Hell, even now, as I write my Untitled Ghost Story, I find myself interweaving lots of stuff from my Metal Years into the story – and it increasingly looks like the story’s name itself will come from that darker side as well.
But fuck, whenever I read P:TSC 07 now, I just want to a) not write anymore or b) write even more so I can achieve this level of mastery over the visual part of storytelling. It varies, really – I’ve read it some ten times alone today, and It always affects me in a different way. So the reason why I’ve read it so many times today alone is quite simply – it’s a largely visual issue, with sparse dialogue, and at that only in the first and last couple of pages. What words there are besides those, though, are pictorial and/or pertinent to the title track that lends its name to the story, ‘Wolf Like Me’ from TV on The Radio. All the rest – the words, the images, and the spaces in between, well… they are nothing short of a storytelling tour de force. On the one hand, you have Gillen, who for my money is one of the most gifted new writers – he always makes me wanting to read more of his stuff – ,and who’s someone who clearly knows what works visually and what doesn’t. For my part, thinking visually does not come easily, and a writer that does so with such aplomb, is always worthy of praise. But all those virtues are as naught if you’re paired with (or impaired by) a less than apt artist, with nothing less than a complete mastery of the storytelling techniques required to make a largely silent story work, and work so well.

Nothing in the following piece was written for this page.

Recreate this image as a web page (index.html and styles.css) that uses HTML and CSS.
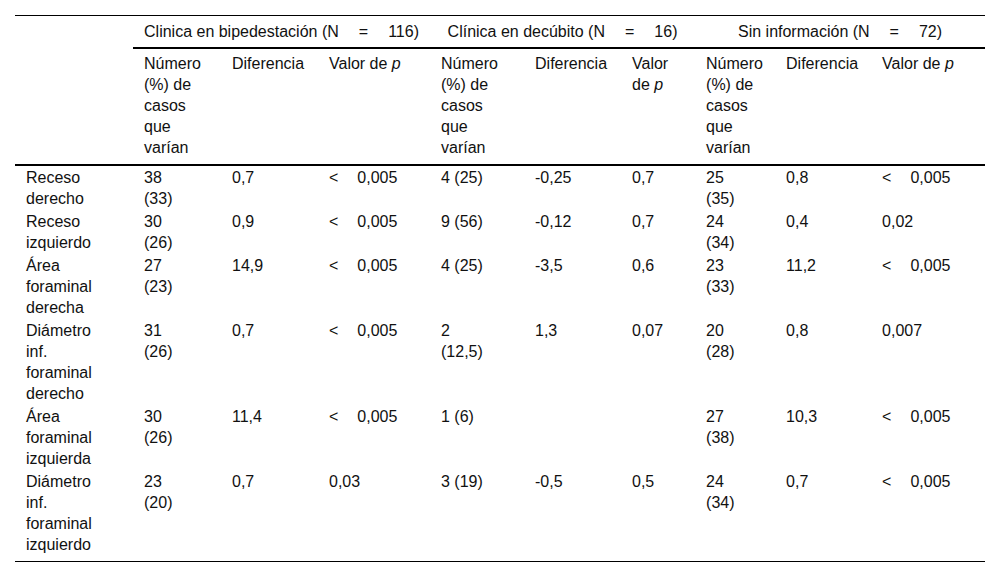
FILE: index.html
```html
<!DOCTYPE html>
<html lang="es">
<head>
<meta charset="utf-8">
<title>Tabla</title>
<link rel="stylesheet" href="styles.css">
</head>
<body>
<div class="wrap">
<table class="data">
<colgroup>
<col style="width:118px"><col style="width:88px"><col style="width:97px"><col style="width:112px"><col style="width:94px"><col style="width:97px"><col style="width:74px"><col style="width:80px"><col style="width:96px"><col style="width:114px">
</colgroup>
<thead>
<tr class="groups">
<th class="corner" rowspan="2"></th>
<th class="grp" colspan="3">Clinica en bipedestación (N<span class="eq">=</span>116)</th>
<th class="grp" colspan="3">Clínica en decúbito (N<span class="eq">=</span>16)</th>
<th class="grp" colspan="3">Sin información (N<span class="eq">=</span>72)</th>
</tr>
<tr class="subs">
<th>Número (%) de casos que varían</th>
<th>Diferencia</th>
<th>Valor de <i>p</i></th>
<th>Número (%) de casos que varían</th>
<th>Diferencia</th>
<th>Valor de <i>p</i></th>
<th>Número (%) de casos que varían</th>
<th>Diferencia</th>
<th>Valor de <i>p</i></th>
</tr>
</thead>
<tbody>
<tr>
<td>Receso derecho</td><td>38 (33)</td><td>0,7</td><td><span class="lt">&lt;</span>0,005</td>
<td>4 (25)</td><td>-0,25</td><td>0,7</td>
<td>25 (35)</td><td>0,8</td><td><span class="lt">&lt;</span>0,005</td>
</tr>
<tr>
<td>Receso izquierdo</td><td>30 (26)</td><td>0,9</td><td><span class="lt">&lt;</span>0,005</td>
<td>9 (56)</td><td>-0,12</td><td>0,7</td>
<td>24 (34)</td><td>0,4</td><td>0,02</td>
</tr>
<tr>
<td>Área foraminal derecha</td><td>27 (23)</td><td>14,9</td><td><span class="lt">&lt;</span>0,005</td>
<td>4 (25)</td><td>-3,5</td><td>0,6</td>
<td>23 (33)</td><td>11,2</td><td><span class="lt">&lt;</span>0,005</td>
</tr>
<tr>
<td>Diámetro inf. foraminal derecho</td><td>31 (26)</td><td>0,7</td><td><span class="lt">&lt;</span>0,005</td>
<td>2 (12,5)</td><td>1,3</td><td>0,07</td>
<td>20 (28)</td><td>0,8</td><td>0,007</td>
</tr>
<tr>
<td>Área foraminal izquierda</td><td>30 (26)</td><td>11,4</td><td><span class="lt">&lt;</span>0,005</td>
<td>1 (6)</td><td></td><td></td>
<td>27 (38)</td><td>10,3</td><td><span class="lt">&lt;</span>0,005</td>
</tr>
<tr>
<td>Diámetro inf. foraminal izquierdo</td><td>23 (20)</td><td>0,7</td><td>0,03</td>
<td>3 (19)</td><td>-0,5</td><td>0,5</td>
<td>24 (34)</td><td>0,7</td><td><span class="lt">&lt;</span>0,005</td>
</tr>
</tbody>
</table>
</div>
</body>
</html>
```
FILE: styles.css
```css
html, body {
  margin: 0;
  padding: 0;
  background: #ffffff;
}
.wrap {
  padding: 15px;
}
.data {
  width: 970px;
  table-layout: fixed;
  border-collapse: separate;
  border-spacing: 0;
  border-top: 1px solid #000;
  border-bottom: 1px solid #000;
  font-family: "Liberation Sans", Arial, sans-serif;
  font-size: 16px;
  line-height: 21px;
  color: #111;
}
.data th, .data td {
  font-weight: normal;
  text-align: left;
  vertical-align: top;
  padding: 1px 11px;
}
.groups th {
  padding-top: 5px;
  padding-bottom: 5px;
}
.groups .grp {
  text-align: center;
  border-bottom: 2px solid #000;
}
.groups .corner {
  border-bottom: 2px solid #000;
}
.subs th {
  padding-top: 4px;
  padding-bottom: 6px;
  border-bottom: 2px solid #000;
}
.subs th:nth-child(1) { padding-right: 28px; }
.subs th:nth-child(4) { padding-right: 34px; }
.subs th:nth-child(7) { padding-right: 20px; }
tbody td:nth-child(1) { padding-right: 30px; }
tbody td:nth-child(2) { padding-right: 28px; }
tbody td:nth-child(5) { padding-right: 34px; }
tbody td:nth-child(8) { padding-right: 20px; }
tbody tr:last-child td {
  padding-bottom: 6px;
}
.eq {
  display: inline-block;
  margin: 0 20px;
}
.lt {
  display: inline-block;
  margin-right: 19px;
}
```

Fortunately, though, he had McKelvie, who delivers all that in spades. Not only does he pull off the wonderful feat of making the characters seem all too real – especially during Kid With Knife’s altercation with the chavs – he also wields with such precision the skill to endow each character with his or her own specific nuances; their faces and expressions so finely formed and honed, their physical language, the way they are themselves beyond the shadow of any doubt… it’s staggering, really.
See, what it is really, is that comics amount to a combination of different languages to form a whole : on one hand, you have what´s written, and therein you find what´s written for the artist to interpret and what´s written for you to read. Artwise, there is the language of story-telling, and the physicality of making 2D characters come to life, and when those two languages come together, something else is born, something not bound or constrained by budget limitations or by the whims of an actor/director – you get an unique art form that does, and especially when done well, what no other form of art can do.
And even though what Gillen and McKelvie do here is no strictly **re-inventing** the silent story format, or coming up with a clever way of making it work, they excel in combining their skills with the idea of music – insofar as the intent was that selfsame, and the outcome, and for me at least, was the presence of the songs right inside my mind just as I read the issues. And `Wolf Like Me’, the song and the story, what they managed to do is nothing short of laudable – to imbue the spirit of the song in the story they crafted, to make it come to life in such a way as to make both song and story nigh on indivisible from each other, that´s the work of a master right there.
I mean, reading the story, and following the path that Kid With Knife chose that night, and seeing that look on his eyes – that primal, visceral, sexual look that my very eyes had so many times before – easily you can see why the song becomes the story, literally and figuratively.
Each of the sixteen pages that make up for the story are perfectly plotted, illustrated, and when they need to, dialogued as well. Every beat is pitch perfect, every picture spot on, and that conspires to give you the ultimate entertainment. As Kid With Knife himself answered the question he was being asked, - ‘Was… was that some kind of magic?’ – ‘I don´t know. You tell me.’